▶ **Data block**:
○ ○ ○
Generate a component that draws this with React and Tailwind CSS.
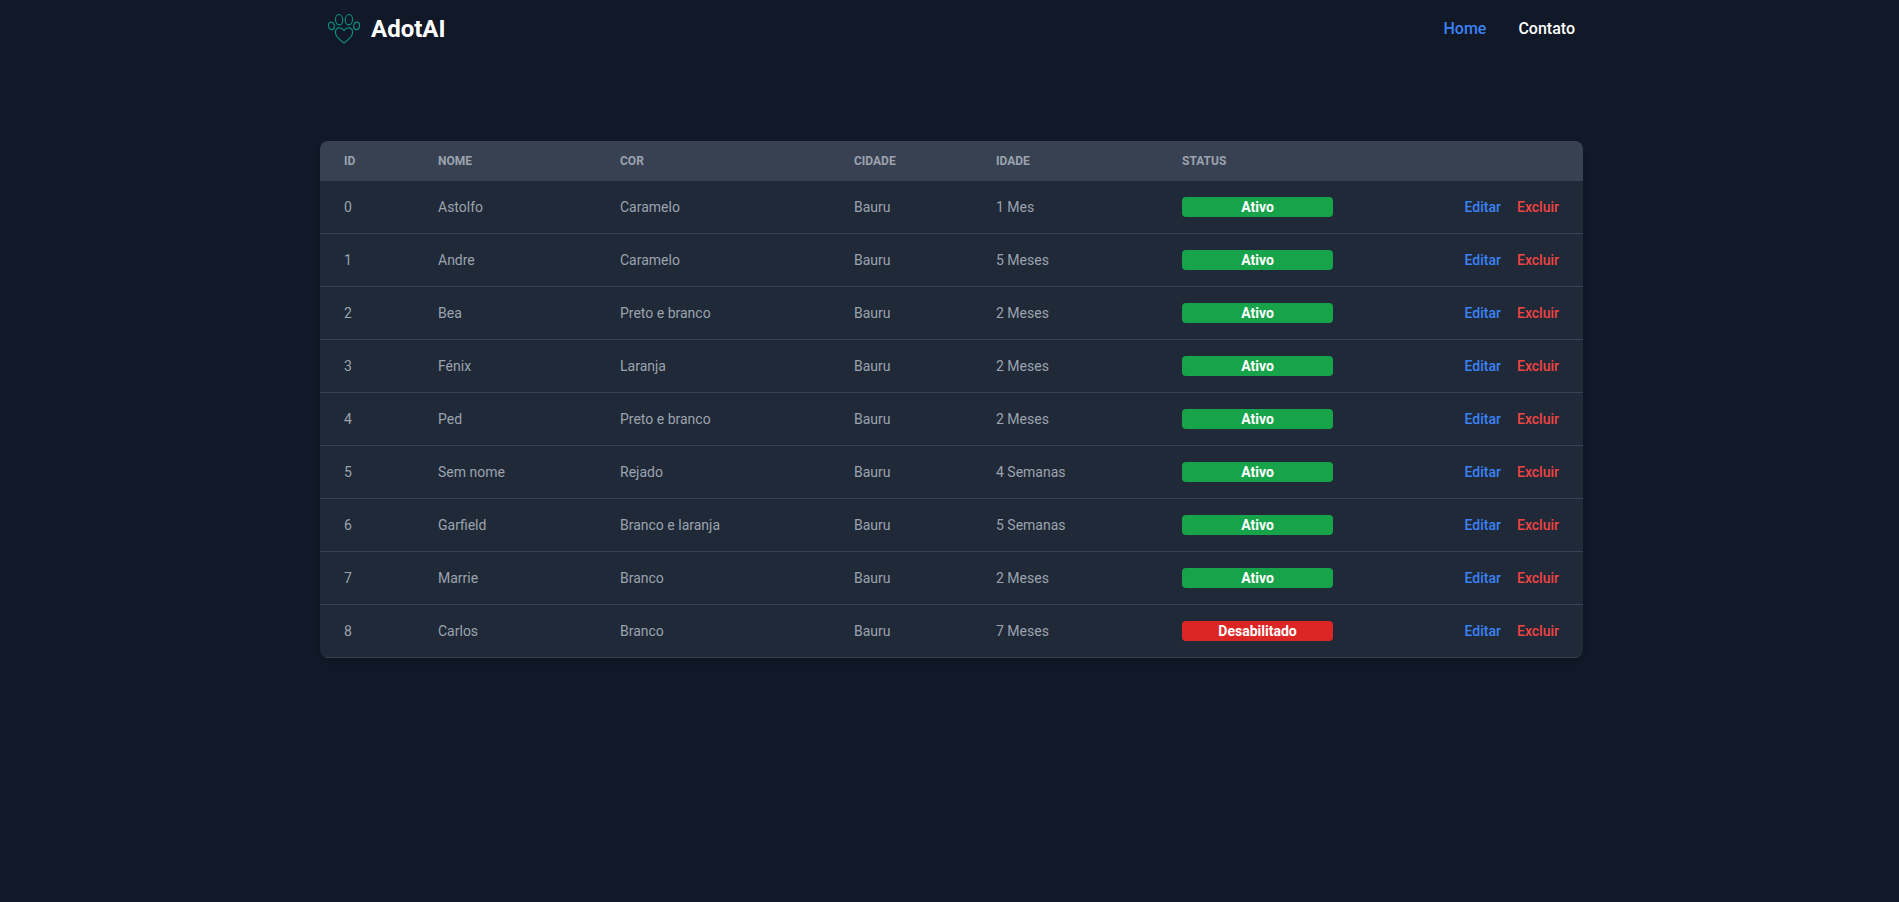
const navLinks = [
  { label: 'Home', className: 'text-[#3b82f6]' },
  { label: 'Contato', className: 'text-white' },
];

const pets = [
  { id: 0, name: 'Astolfo', color: 'Caramelo', city: 'Bauru', age: '1 Mes', active: true },
  { id: 1, name: 'Andre', color: 'Caramelo', city: 'Bauru', age: '5 Meses', active: true },
  { id: 2, name: 'Bea', color: 'Preto e branco', city: 'Bauru', age: '2 Meses', active: true },
  { id: 3, name: 'Fénix', color: 'Laranja', city: 'Bauru', age: '2 Meses', active: true },
  { id: 4, name: 'Ped', color: 'Preto e branco', city: 'Bauru', age: '2 Meses', active: true },
  { id: 5, name: 'Sem nome', color: 'Rejado', city: 'Bauru', age: '4 Semanas', active: true },
  { id: 6, name: 'Garfield', color: 'Branco e laranja', city: 'Bauru', age: '5 Semanas', active: true },
  { id: 7, name: 'Marrie', color: 'Branco', city: 'Bauru', age: '2 Meses', active: true },
  { id: 8, name: 'Carlos', color: 'Branco', city: 'Bauru', age: '7 Meses', active: false },
];

const columns = ['ID', 'Nome', 'Cor', 'Cidade', 'Idade', 'Status'];

function PawLogo() {
  return (
    <svg
      className="h-8 w-8"
      viewBox="0 1 32 32"
      fill="none"
      stroke="#0d8b80"
      strokeWidth="1.2"
      strokeLinejoin="round"
      aria-hidden="true"
    >
      <ellipse cx="3.4" cy="13.9" rx="2.9" ry="3.8" transform="rotate(-8 3.4 13.9)" />
      <ellipse cx="11.1" cy="7.7" rx="3.6" ry="5.2" transform="rotate(-4 11.1 7.7)" />
      <ellipse cx="20.9" cy="7.7" rx="3.6" ry="5.2" transform="rotate(4 20.9 7.7)" />
      <ellipse cx="28.6" cy="13.9" rx="2.9" ry="3.8" transform="rotate(8 28.6 13.9)" />
      <path d="M16 18.6C14.8 16.8 13.2 15.9 11.6 15.9C9 15.9 7.4 18 7.4 20.6C7.4 25.2 12 28.2 16 31C20 28.2 24.6 25.2 24.6 20.6C24.6 18 23 15.9 20.4 15.9C18.8 15.9 17.2 16.8 16 18.6Z" />
    </svg>
  );
}

function Header() {
  return (
    <header className="flex h-[58px] items-center justify-between px-2">
      <a href="#" className="flex items-center gap-[11px]">
        <PawLogo />
        <span className="text-2xl font-bold text-white">AdotAI</span>
      </a>
      <nav className="flex gap-8">
        {navLinks.map((link) => (
          <a key={link.label} href="#" className={`text-base font-medium ${link.className}`}>
            {link.label}
          </a>
        ))}
      </nav>
    </header>
  );
}

function PetTable() {
  return (
    <div className="overflow-hidden rounded-lg shadow-md">
      <table className="w-full table-fixed text-left text-sm text-[#9ca3af]">
        <colgroup>
          <col className="w-[94px]" />
          <col className="w-[182px]" />
          <col className="w-[234px]" />
          <col className="w-[142px]" />
          <col className="w-[186px]" />
          <col className="w-[199px]" />
          <col className="w-[226px]" />
        </colgroup>
        <thead className="bg-[#374151] text-xs uppercase">
          <tr>
            {columns.map((column) => (
              <th key={column} scope="col" className="px-6 py-3 font-bold">
                {column}
              </th>
            ))}
            <th scope="col" aria-label="Ações" className="px-6 py-3" />
          </tr>
        </thead>
        <tbody>
          {pets.map((pet) => (
            <tr key={pet.id} className="border-b border-[#374151] bg-[#1f2937]">
              <td className="px-6 py-4">{pet.id}</td>
              <td className="px-6 py-4">{pet.name}</td>
              <td className="px-6 py-4">{pet.color}</td>
              <td className="px-6 py-4">{pet.city}</td>
              <td className="px-6 py-4">{pet.age}</td>
              <td className="px-6 py-4">
                <div
                  className={`rounded text-center font-bold text-white ${
                    pet.active ? 'bg-[#16a34a]' : 'bg-[#dc2626]'
                  }`}
                >
                  {pet.active ? 'Ativo' : 'Desabilitado'}
                </div>
              </td>
              <td className="px-6 py-4">
                <div className="flex justify-end gap-4 font-medium">
                  <a href="#" className="text-[#3b82f6]">
                    Editar
                  </a>
                  <a href="#" className="text-[#ef4444]">
                    Excluir
                  </a>
                </div>
              </td>
            </tr>
          ))}
        </tbody>
      </table>
    </div>
  );
}

export default function App() {
  return (
    <div className="min-h-screen bg-[#111827] pl-1 font-[Roboto,sans-serif]">
      <div className="mx-auto max-w-[1263px]">
        <Header />
        <main className="pt-[83px]">
          <PetTable />
        </main>
      </div>
    </div>
  );
}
○ ○ ○
▶ **Instructions to follow**:
Transcribe the listing in full and omit the pictures.

▶ **Result below**:
Generate a component that draws this with React and Tailwind CSS.
const navLinks = [
  { label: 'Home', className: 'text-[#3b82f6]' },
  { label: 'Contato', className: 'text-white' },
];

const pets = [
  { id: 0, name: 'Astolfo', color: 'Caramelo', city: 'Bauru', age: '1 Mes', active: true },
  { id: 1, name: 'Andre', color: 'Caramelo', city: 'Bauru', age: '5 Meses', active: true },
  { id: 2, name: 'Bea', color: 'Preto e branco', city: 'Bauru', age: '2 Meses', active: true },
  { id: 3, name: 'Fénix', color: 'Laranja', city: 'Bauru', age: '2 Meses', active: true },
  { id: 4, name: 'Ped', color: 'Preto e branco', city: 'Bauru', age: '2 Meses', active: true },
  { id: 5, name: 'Sem nome', color: 'Rejado', city: 'Bauru', age: '4 Semanas', active: true },
  { id: 6, name: 'Garfield', color: 'Branco e laranja', city: 'Bauru', age: '5 Semanas', active: true },
  { id: 7, name: 'Marrie', color: 'Branco', city: 'Bauru', age: '2 Meses', active: true },
  { id: 8, name: 'Carlos', color: 'Branco', city: 'Bauru', age: '7 Meses', active: false },
];

const columns = ['ID', 'Nome', 'Cor', 'Cidade', 'Idade', 'Status'];

function PawLogo() {
  return (
    <svg
      className="h-8 w-8"
      viewBox="0 1 32 32"
      fill="none"
      stroke="#0d8b80"
      strokeWidth="1.2"
      strokeLinejoin="round"
      aria-hidden="true"
    >
      <ellipse cx="3.4" cy="13.9" rx="2.9" ry="3.8" transform="rotate(-8 3.4 13.9)" />
      <ellipse cx="11.1" cy="7.7" rx="3.6" ry="5.2" transform="rotate(-4 11.1 7.7)" />
      <ellipse cx="20.9" cy="7.7" rx="3.6" ry="5.2" transform="rotate(4 20.9 7.7)" />
      <ellipse cx="28.6" cy="13.9" rx="2.9" ry="3.8" transform="rotate(8 28.6 13.9)" />
      <path d="M16 18.6C14.8 16.8 13.2 15.9 11.6 15.9C9 15.9 7.4 18 7.4 20.6C7.4 25.2 12 28.2 16 31C20 28.2 24.6 25.2 24.6 20.6C24.6 18 23 15.9 20.4 15.9C18.8 15.9 17.2 16.8 16 18.6Z" />
    </svg>
  );
}

function Header() {
  return (
    <header className="flex h-[58px] items-center justify-between px-2">
      <a href="#" className="flex items-center gap-[11px]">
        <PawLogo />
        <span className="text-2xl font-bold text-white">AdotAI</span>
      </a>
      <nav className="flex gap-8">
        {navLinks.map((link) => (
          <a key={link.label} href="#" className={`text-base font-medium ${link.className}`}>
            {link.label}
          </a>
        ))}
      </nav>
    </header>
  );
}

function PetTable() {
  return (
    <div className="overflow-hidden rounded-lg shadow-md">
      <table className="w-full table-fixed text-left text-sm text-[#9ca3af]">
        <colgroup>
          <col className="w-[94px]" />
          <col className="w-[182px]" />
          <col className="w-[234px]" />
          <col className="w-[142px]" />
          <col className="w-[186px]" />
          <col className="w-[199px]" />
          <col className="w-[226px]" />
        </colgroup>
        <thead className="bg-[#374151] text-xs uppercase">
          <tr>
            {columns.map((column) => (
              <th key={column} scope="col" className="px-6 py-3 font-bold">
                {column}
              </th>
            ))}
            <th scope="col" aria-label="Ações" className="px-6 py-3" />
          </tr>
        </thead>
        <tbody>
          {pets.map((pet) => (
            <tr key={pet.id} className="border-b border-[#374151] bg-[#1f2937]">
              <td className="px-6 py-4">{pet.id}</td>
              <td className="px-6 py-4">{pet.name}</td>
              <td className="px-6 py-4">{pet.color}</td>
              <td className="px-6 py-4">{pet.city}</td>
              <td className="px-6 py-4">{pet.age}</td>
              <td className="px-6 py-4">
                <div
                  className={`rounded text-center font-bold text-white ${
                    pet.active ? 'bg-[#16a34a]' : 'bg-[#dc2626]'
                  }`}
                >
                  {pet.active ? 'Ativo' : 'Desabilitado'}
                </div>
              </td>
              <td className="px-6 py-4">
                <div className="flex justify-end gap-4 font-medium">
                  <a href="#" className="text-[#3b82f6]">
                    Editar
                  </a>
                  <a href="#" className="text-[#ef4444]">
                    Excluir
                  </a>
                </div>
              </td>
            </tr>
          ))}
        </tbody>
      </table>
    </div>
  );
}

export default function App() {
  return (
    <div className="min-h-screen bg-[#111827] pl-1 font-[Roboto,sans-serif]">
      <div className="mx-auto max-w-[1263px]">
        <Header />
        <main className="pt-[83px]">
          <PetTable />
        </main>
      </div>
    </div>
  );
}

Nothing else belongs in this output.